### PROBLEM STATEMENT
Scan the material for the word "this", and copy each line where it shows up.

[Items listed in a dataset]
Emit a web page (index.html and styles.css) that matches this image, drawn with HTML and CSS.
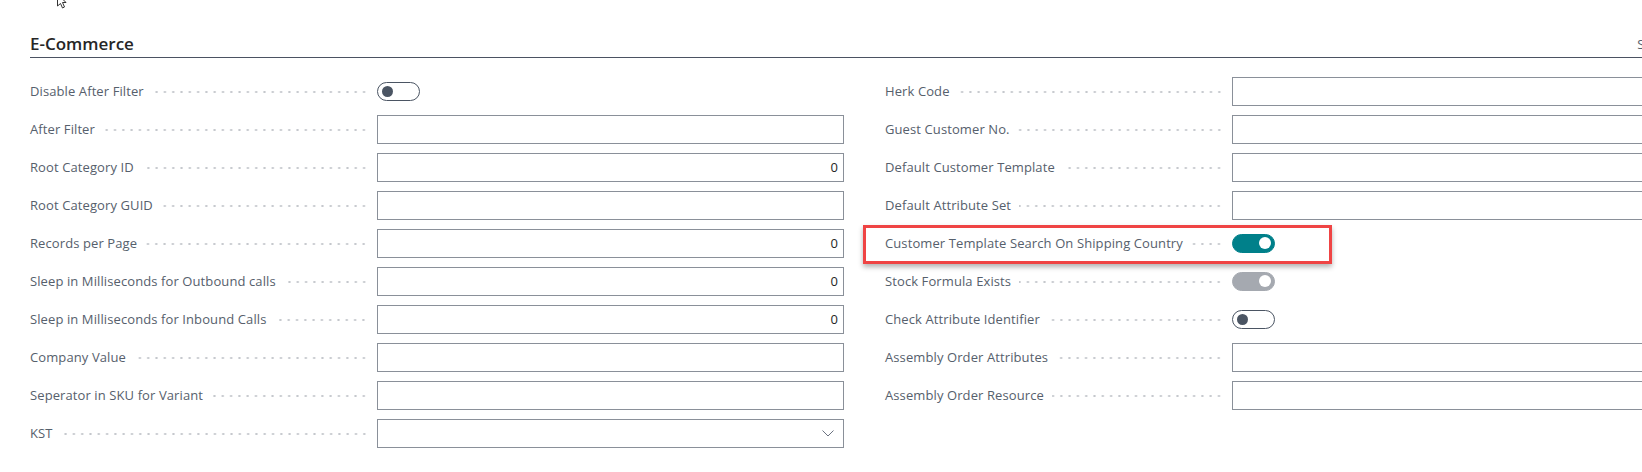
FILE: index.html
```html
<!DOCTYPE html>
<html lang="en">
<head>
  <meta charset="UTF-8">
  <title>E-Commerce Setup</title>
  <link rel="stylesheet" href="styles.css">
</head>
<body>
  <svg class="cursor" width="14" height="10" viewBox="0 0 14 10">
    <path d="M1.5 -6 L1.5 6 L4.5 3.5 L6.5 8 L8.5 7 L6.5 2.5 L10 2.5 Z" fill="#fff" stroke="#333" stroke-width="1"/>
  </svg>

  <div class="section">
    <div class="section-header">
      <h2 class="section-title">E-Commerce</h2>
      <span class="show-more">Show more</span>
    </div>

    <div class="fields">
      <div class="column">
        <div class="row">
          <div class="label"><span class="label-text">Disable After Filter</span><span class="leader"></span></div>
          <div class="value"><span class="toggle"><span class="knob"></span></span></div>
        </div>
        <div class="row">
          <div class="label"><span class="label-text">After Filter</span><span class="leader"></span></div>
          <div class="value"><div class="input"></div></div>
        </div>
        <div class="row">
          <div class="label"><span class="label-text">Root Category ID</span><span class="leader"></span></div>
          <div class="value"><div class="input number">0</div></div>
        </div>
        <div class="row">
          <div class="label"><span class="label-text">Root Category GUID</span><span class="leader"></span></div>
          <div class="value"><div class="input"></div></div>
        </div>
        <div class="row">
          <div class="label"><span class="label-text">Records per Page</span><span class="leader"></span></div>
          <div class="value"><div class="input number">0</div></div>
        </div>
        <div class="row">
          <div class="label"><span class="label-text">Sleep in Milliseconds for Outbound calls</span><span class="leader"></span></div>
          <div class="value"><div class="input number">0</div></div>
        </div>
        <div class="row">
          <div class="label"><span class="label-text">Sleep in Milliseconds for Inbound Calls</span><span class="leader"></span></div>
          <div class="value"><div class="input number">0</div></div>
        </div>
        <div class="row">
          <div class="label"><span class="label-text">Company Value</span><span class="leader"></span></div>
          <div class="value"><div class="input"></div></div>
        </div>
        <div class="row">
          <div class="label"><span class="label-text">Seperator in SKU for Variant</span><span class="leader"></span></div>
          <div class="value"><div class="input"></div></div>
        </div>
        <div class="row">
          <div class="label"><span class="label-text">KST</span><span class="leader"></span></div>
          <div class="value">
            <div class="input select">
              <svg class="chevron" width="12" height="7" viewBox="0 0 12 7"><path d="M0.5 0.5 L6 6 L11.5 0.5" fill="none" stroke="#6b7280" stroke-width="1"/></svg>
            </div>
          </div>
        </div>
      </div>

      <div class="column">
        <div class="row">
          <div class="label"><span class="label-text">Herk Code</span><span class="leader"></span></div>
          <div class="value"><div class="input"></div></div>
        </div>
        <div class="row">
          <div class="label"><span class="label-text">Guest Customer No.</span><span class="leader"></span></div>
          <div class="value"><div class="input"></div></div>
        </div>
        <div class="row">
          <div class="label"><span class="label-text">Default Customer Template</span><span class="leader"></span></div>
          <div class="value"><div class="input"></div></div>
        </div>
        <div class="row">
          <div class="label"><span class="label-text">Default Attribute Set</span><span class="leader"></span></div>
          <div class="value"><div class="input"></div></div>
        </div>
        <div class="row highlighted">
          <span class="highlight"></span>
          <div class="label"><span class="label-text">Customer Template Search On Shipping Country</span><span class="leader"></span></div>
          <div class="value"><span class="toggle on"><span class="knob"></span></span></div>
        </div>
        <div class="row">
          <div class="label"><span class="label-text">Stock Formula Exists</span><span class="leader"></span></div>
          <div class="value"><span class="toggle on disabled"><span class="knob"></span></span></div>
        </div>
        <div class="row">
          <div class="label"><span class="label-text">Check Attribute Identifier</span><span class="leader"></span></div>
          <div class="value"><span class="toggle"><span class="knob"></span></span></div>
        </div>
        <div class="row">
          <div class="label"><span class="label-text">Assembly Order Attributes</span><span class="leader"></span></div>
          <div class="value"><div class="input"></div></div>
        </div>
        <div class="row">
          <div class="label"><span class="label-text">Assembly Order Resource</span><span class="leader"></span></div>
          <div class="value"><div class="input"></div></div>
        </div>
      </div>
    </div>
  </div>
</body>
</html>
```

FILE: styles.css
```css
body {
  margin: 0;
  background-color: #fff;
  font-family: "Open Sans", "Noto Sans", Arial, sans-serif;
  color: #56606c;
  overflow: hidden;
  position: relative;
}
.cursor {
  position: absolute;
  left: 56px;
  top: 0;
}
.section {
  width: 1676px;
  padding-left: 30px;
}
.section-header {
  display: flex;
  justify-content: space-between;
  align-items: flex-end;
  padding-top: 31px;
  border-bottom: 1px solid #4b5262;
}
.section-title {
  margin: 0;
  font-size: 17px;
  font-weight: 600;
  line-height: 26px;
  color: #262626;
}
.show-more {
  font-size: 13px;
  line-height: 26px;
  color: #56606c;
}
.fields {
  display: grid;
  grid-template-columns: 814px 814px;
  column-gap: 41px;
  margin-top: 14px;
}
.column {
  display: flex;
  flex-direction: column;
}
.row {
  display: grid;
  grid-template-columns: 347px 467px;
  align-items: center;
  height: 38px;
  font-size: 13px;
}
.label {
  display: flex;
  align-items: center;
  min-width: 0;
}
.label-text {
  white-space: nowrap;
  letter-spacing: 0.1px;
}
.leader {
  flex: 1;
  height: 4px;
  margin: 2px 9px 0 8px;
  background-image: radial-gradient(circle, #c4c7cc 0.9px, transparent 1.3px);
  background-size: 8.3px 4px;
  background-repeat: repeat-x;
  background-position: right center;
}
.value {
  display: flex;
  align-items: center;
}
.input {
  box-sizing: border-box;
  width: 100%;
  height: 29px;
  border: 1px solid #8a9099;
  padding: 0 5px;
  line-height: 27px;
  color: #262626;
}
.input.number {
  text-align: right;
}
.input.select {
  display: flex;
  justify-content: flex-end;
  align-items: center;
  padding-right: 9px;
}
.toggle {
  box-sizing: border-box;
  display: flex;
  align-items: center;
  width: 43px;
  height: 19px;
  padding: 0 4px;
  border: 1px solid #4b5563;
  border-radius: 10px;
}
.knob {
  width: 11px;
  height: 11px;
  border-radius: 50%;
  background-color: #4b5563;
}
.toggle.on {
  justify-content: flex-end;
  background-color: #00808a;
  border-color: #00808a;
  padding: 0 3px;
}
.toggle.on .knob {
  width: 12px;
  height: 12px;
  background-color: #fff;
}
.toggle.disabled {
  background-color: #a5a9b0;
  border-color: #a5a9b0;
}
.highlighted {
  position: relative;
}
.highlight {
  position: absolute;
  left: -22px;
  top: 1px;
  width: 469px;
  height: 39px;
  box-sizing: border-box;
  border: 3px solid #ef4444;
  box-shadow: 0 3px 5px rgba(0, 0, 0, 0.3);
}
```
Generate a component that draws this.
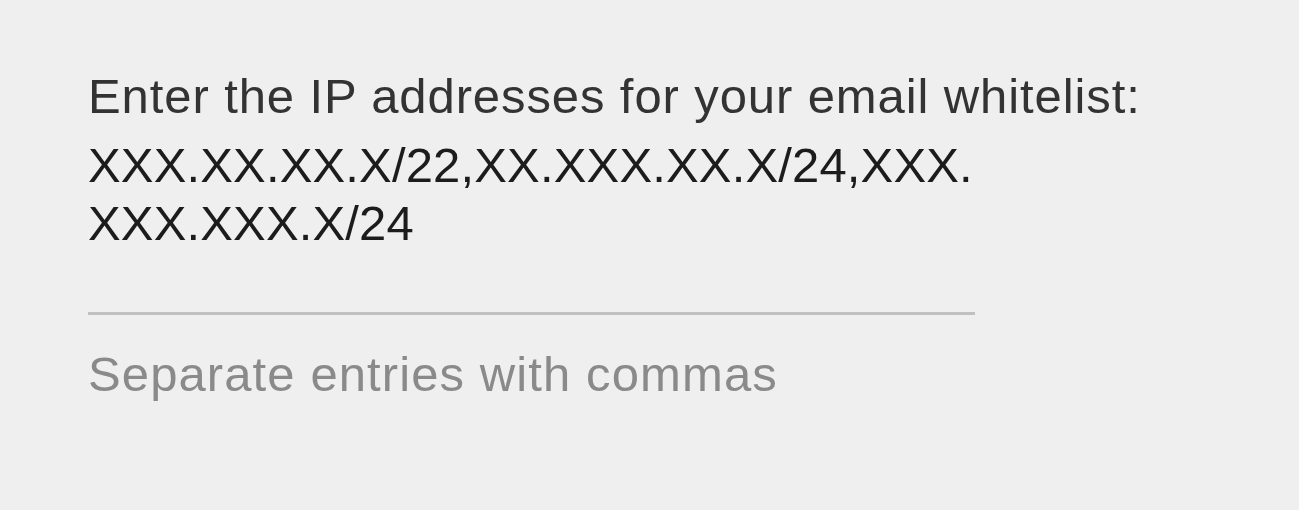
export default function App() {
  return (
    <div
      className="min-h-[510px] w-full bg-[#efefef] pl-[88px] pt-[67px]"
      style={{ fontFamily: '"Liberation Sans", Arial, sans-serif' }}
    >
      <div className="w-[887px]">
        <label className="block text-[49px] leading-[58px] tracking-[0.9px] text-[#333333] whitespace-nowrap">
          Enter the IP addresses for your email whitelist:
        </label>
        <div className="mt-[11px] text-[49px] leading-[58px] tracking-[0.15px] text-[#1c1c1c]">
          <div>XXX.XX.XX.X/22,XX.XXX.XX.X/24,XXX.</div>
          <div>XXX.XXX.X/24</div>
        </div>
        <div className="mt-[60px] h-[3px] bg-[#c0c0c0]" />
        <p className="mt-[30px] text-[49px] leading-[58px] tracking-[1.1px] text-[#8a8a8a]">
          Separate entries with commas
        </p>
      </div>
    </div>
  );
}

### RESULT
Emit a web page (index.html and styles.css) that matches this image, drawn with HTML and CSS.
Generate a component that draws this.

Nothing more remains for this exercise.